▶ _Direction_
Provide an exact copy of the data, excluding the images.

▶ _Recorded data_

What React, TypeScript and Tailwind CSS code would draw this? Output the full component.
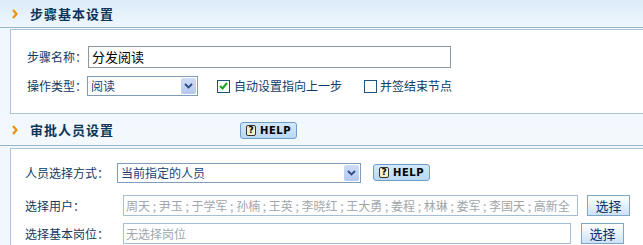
import React from "react";

const font = "font-['SimSun','Noto_Sans_CJK_SC',sans-serif]";

const Arrow = () => (
  <svg className="ml-[12px] mr-[12px] flex-none" width="6" height="10" viewBox="0 0 6 10">
    <path d="M1 1l3.5 4L1 9" stroke="#f0900a" strokeWidth="2.2" fill="none" />
  </svg>
);

const HelpButton = ({ className = "" }: { className?: string }) => (
  <span
    className={`flex-none inline-flex items-center gap-[4px] h-[17px] w-[57px] px-[5px] rounded-[3px] border border-[#6d9ecb] bg-gradient-to-b from-[#d3e8fa] to-[#b9d8f3] ${className}`}
  >
    <span className="w-[11px] h-[11px] rounded-[2px] border border-[#333] bg-[#f6f1c8] text-[9px] font-bold leading-[9px] text-center text-black font-['DejaVu_Sans',sans-serif]">
      ?
    </span>
    <span className="text-[10px] font-bold tracking-[0.5px] text-black font-['DejaVu_Sans',sans-serif]">HELP</span>
  </span>
);

const SelectBox = ({ value, width }: { value: string; width: string }) => (
  <div className={`flex-none h-[20px] ${width} flex items-center border border-[#7f9db9] bg-white`}>
    <span className="flex-1 pl-[3px] text-[12px] text-[#1b3f7a]">{value}</span>
    <span className="w-[15px] h-[16px] mr-[1px] flex items-center justify-center rounded-[2px] bg-gradient-to-b from-[#cfdcf7] to-[#b4c8f0]">
      <svg width="9" height="6" viewBox="0 0 9 6">
        <path d="M1 1l3.5 3.5L8 1" stroke="#2c4d85" strokeWidth="1.8" fill="none" />
      </svg>
    </span>
  </div>
);

const CheckBox = ({ checked }: { checked?: boolean }) => (
  <span className="flex-none w-[13px] h-[13px] flex items-center justify-center border border-[#1c5180] bg-white">
    {checked && (
      <svg width="9" height="8" viewBox="0 0 9 8">
        <path d="M1 4l2.5 2.5L8 1" stroke="#21a121" strokeWidth="2" fill="none" />
      </svg>
    )}
  </span>
);

const PickButton = ({ className = "" }: { className?: string }) => (
  <button
    className={`flex-none h-[21px] w-[43px] p-0 border border-[#7ea6c9] bg-gradient-to-b from-white to-[#cde2f5] text-[13px] text-[#0a2f6b] ${className}`}
  >
    选择
  </button>
);

const users = ["周天", "尹玉", "于学军", "孙楠", "王英", "李晓红", "王大勇", "姜程", "林琳", "娄军", "李国天", "高新全"];

export default function App() {
  return (
    <div className={`w-[643px] h-[245px] overflow-hidden bg-[#f1f7fc] ${font}`}>
      {/* step settings */}
      <div className="h-[28px] flex items-center bg-gradient-to-b from-[#dcebf8] to-[#eff7fd] border-b border-[#98b6c8]">
        <Arrow />
        <span className="text-[13px] font-bold text-[#0e3557] tracking-[1px]">步骤基本设置</span>
      </div>
      <div className="ml-[10px] mt-[1px] w-[700px] h-[85px] border border-[#a8c5dc] bg-white pt-[16px] pl-[16px]">
        <div className="flex items-center h-[22px]">
          <span className="flex-none w-[61px] text-[12px] text-[#123a62]">步骤名称：</span>
          <div className="flex-none h-[22px] w-[363px] border border-[#8c979f] flex items-center pl-[3px] text-[13px] text-black">
            分发阅读
          </div>
        </div>
        <div className="flex items-center mt-[8px] h-[20px]">
          <span className="flex-none w-[60px] text-[12px] text-[#123a62]">操作类型：</span>
          <SelectBox value="阅读" width="w-[111px]" />
          <span className="ml-[19px]"><CheckBox checked /></span>
          <span className="ml-[4px] text-[12px] text-[#123a62]">自动设置指向上一步</span>
          <span className="ml-[22px]"><CheckBox /></span>
          <span className="ml-[3px] text-[12px] text-[#123a62]">并签结束节点</span>
        </div>
      </div>

      {/* approver settings */}
      <div className="mt-[1px] h-[31px] flex items-center bg-gradient-to-b from-[#f1f8fe] to-[#f3f8fc] border-b border-[#98b6c8]">
        <Arrow />
        <span className="text-[13px] font-bold text-[#0e3557] tracking-[1px]">审批人员设置</span>
        <HelpButton className="ml-[126px]" />
      </div>
      <div className="ml-[10px] mt-[2px] w-[700px] h-[120px] border border-[#a8c5dc] bg-white pt-[14px] pl-[14px]">
        <div className="flex items-center h-[20px]">
          <span className="flex-none w-[92px] text-[12px] text-[#123a62]">人员选择方式：</span>
          <SelectBox value="当前指定的人员" width="w-[244px]" />
          <HelpButton className="ml-[12px] -mt-[2px]" />
        </div>
        <div className="flex items-center mt-[12px] h-[21px]">
          <span className="flex-none w-[98px] text-[12px] text-[#123a62]">选择用户：</span>
          <div className="flex-none h-[21px] w-[455px] border border-[#a5bfd8] flex items-center pl-[2px] text-[12px] text-[#a0a6ab] whitespace-nowrap overflow-hidden">
            {users.join(" ; ")}
          </div>
          <PickButton className="ml-[9px]" />
        </div>
        <div className="flex items-center mt-[7px] h-[21px]">
          <span className="flex-none w-[98px] text-[12px] text-[#123a62]">选择基本岗位：</span>
          <div className="flex-none h-[21px] w-[448px] border border-[#a5bfd8] flex items-center pl-[2px] text-[12px] text-[#a0a6ab]">
            无选择岗位
          </div>
          <PickButton className="ml-[10px]" />
        </div>
      </div>
    </div>
  );
}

▶ _Answer to the task_
What React, TypeScript and Tailwind CSS code would draw this? Output the full component.
import React from "react";

const font = "font-['SimSun','Noto_Sans_CJK_SC',sans-serif]";

const Arrow = () => (
  <svg className="ml-[12px] mr-[12px] flex-none" width="6" height="10" viewBox="0 0 6 10">
    <path d="M1 1l3.5 4L1 9" stroke="#f0900a" strokeWidth="2.2" fill="none" />
  </svg>
);

const HelpButton = ({ className = "" }: { className?: string }) => (
  <span
    className={`flex-none inline-flex items-center gap-[4px] h-[17px] w-[57px] px-[5px] rounded-[3px] border border-[#6d9ecb] bg-gradient-to-b from-[#d3e8fa] to-[#b9d8f3] ${className}`}
  >
    <span className="w-[11px] h-[11px] rounded-[2px] border border-[#333] bg-[#f6f1c8] text-[9px] font-bold leading-[9px] text-center text-black font-['DejaVu_Sans',sans-serif]">
      ?
    </span>
    <span className="text-[10px] font-bold tracking-[0.5px] text-black font-['DejaVu_Sans',sans-serif]">HELP</span>
  </span>
);

const SelectBox = ({ value, width }: { value: string; width: string }) => (
  <div className={`flex-none h-[20px] ${width} flex items-center border border-[#7f9db9] bg-white`}>
    <span className="flex-1 pl-[3px] text-[12px] text-[#1b3f7a]">{value}</span>
    <span className="w-[15px] h-[16px] mr-[1px] flex items-center justify-center rounded-[2px] bg-gradient-to-b from-[#cfdcf7] to-[#b4c8f0]">
      <svg width="9" height="6" viewBox="0 0 9 6">
        <path d="M1 1l3.5 3.5L8 1" stroke="#2c4d85" strokeWidth="1.8" fill="none" />
      </svg>
    </span>
  </div>
);

const CheckBox = ({ checked }: { checked?: boolean }) => (
  <span className="flex-none w-[13px] h-[13px] flex items-center justify-center border border-[#1c5180] bg-white">
    {checked && (
      <svg width="9" height="8" viewBox="0 0 9 8">
        <path d="M1 4l2.5 2.5L8 1" stroke="#21a121" strokeWidth="2" fill="none" />
      </svg>
    )}
  </span>
);

const PickButton = ({ className = "" }: { className?: string }) => (
  <button
    className={`flex-none h-[21px] w-[43px] p-0 border border-[#7ea6c9] bg-gradient-to-b from-white to-[#cde2f5] text-[13px] text-[#0a2f6b] ${className}`}
  >
    选择
  </button>
);

const users = ["周天", "尹玉", "于学军", "孙楠", "王英", "李晓红", "王大勇", "姜程", "林琳", "娄军", "李国天", "高新全"];

export default function App() {
  return (
    <div className={`w-[643px] h-[245px] overflow-hidden bg-[#f1f7fc] ${font}`}>
      {/* step settings */}
      <div className="h-[28px] flex items-center bg-gradient-to-b from-[#dcebf8] to-[#eff7fd] border-b border-[#98b6c8]">
        <Arrow />
        <span className="text-[13px] font-bold text-[#0e3557] tracking-[1px]">步骤基本设置</span>
      </div>
      <div className="ml-[10px] mt-[1px] w-[700px] h-[85px] border border-[#a8c5dc] bg-white pt-[16px] pl-[16px]">
        <div className="flex items-center h-[22px]">
          <span className="flex-none w-[61px] text-[12px] text-[#123a62]">步骤名称：</span>
          <div className="flex-none h-[22px] w-[363px] border border-[#8c979f] flex items-center pl-[3px] text-[13px] text-black">
            分发阅读
          </div>
        </div>
        <div className="flex items-center mt-[8px] h-[20px]">
          <span className="flex-none w-[60px] text-[12px] text-[#123a62]">操作类型：</span>
          <SelectBox value="阅读" width="w-[111px]" />
          <span className="ml-[19px]"><CheckBox checked /></span>
          <span className="ml-[4px] text-[12px] text-[#123a62]">自动设置指向上一步</span>
          <span className="ml-[22px]"><CheckBox /></span>
          <span className="ml-[3px] text-[12px] text-[#123a62]">并签结束节点</span>
        </div>
      </div>

      {/* approver settings */}
      <div className="mt-[1px] h-[31px] flex items-center bg-gradient-to-b from-[#f1f8fe] to-[#f3f8fc] border-b border-[#98b6c8]">
        <Arrow />
        <span className="text-[13px] font-bold text-[#0e3557] tracking-[1px]">审批人员设置</span>
        <HelpButton className="ml-[126px]" />
      </div>
      <div className="ml-[10px] mt-[2px] w-[700px] h-[120px] border border-[#a8c5dc] bg-white pt-[14px] pl-[14px]">
        <div className="flex items-center h-[20px]">
          <span className="flex-none w-[92px] text-[12px] text-[#123a62]">人员选择方式：</span>
          <SelectBox value="当前指定的人员" width="w-[244px]" />
          <HelpButton className="ml-[12px] -mt-[2px]" />
        </div>
        <div className="flex items-center mt-[12px] h-[21px]">
          <span className="flex-none w-[98px] text-[12px] text-[#123a62]">选择用户：</span>
          <div className="flex-none h-[21px] w-[455px] border border-[#a5bfd8] flex items-center pl-[2px] text-[12px] text-[#a0a6ab] whitespace-nowrap overflow-hidden">
            {users.join(" ; ")}
          </div>
          <PickButton className="ml-[9px]" />
        </div>
        <div className="flex items-center mt-[7px] h-[21px]">
          <span className="flex-none w-[98px] text-[12px] text-[#123a62]">选择基本岗位：</span>
          <div className="flex-none h-[21px] w-[448px] border border-[#a5bfd8] flex items-center pl-[2px] text-[12px] text-[#a0a6ab]">
            无选择岗位
          </div>
          <PickButton className="ml-[10px]" />
        </div>
      </div>
    </div>
  );
}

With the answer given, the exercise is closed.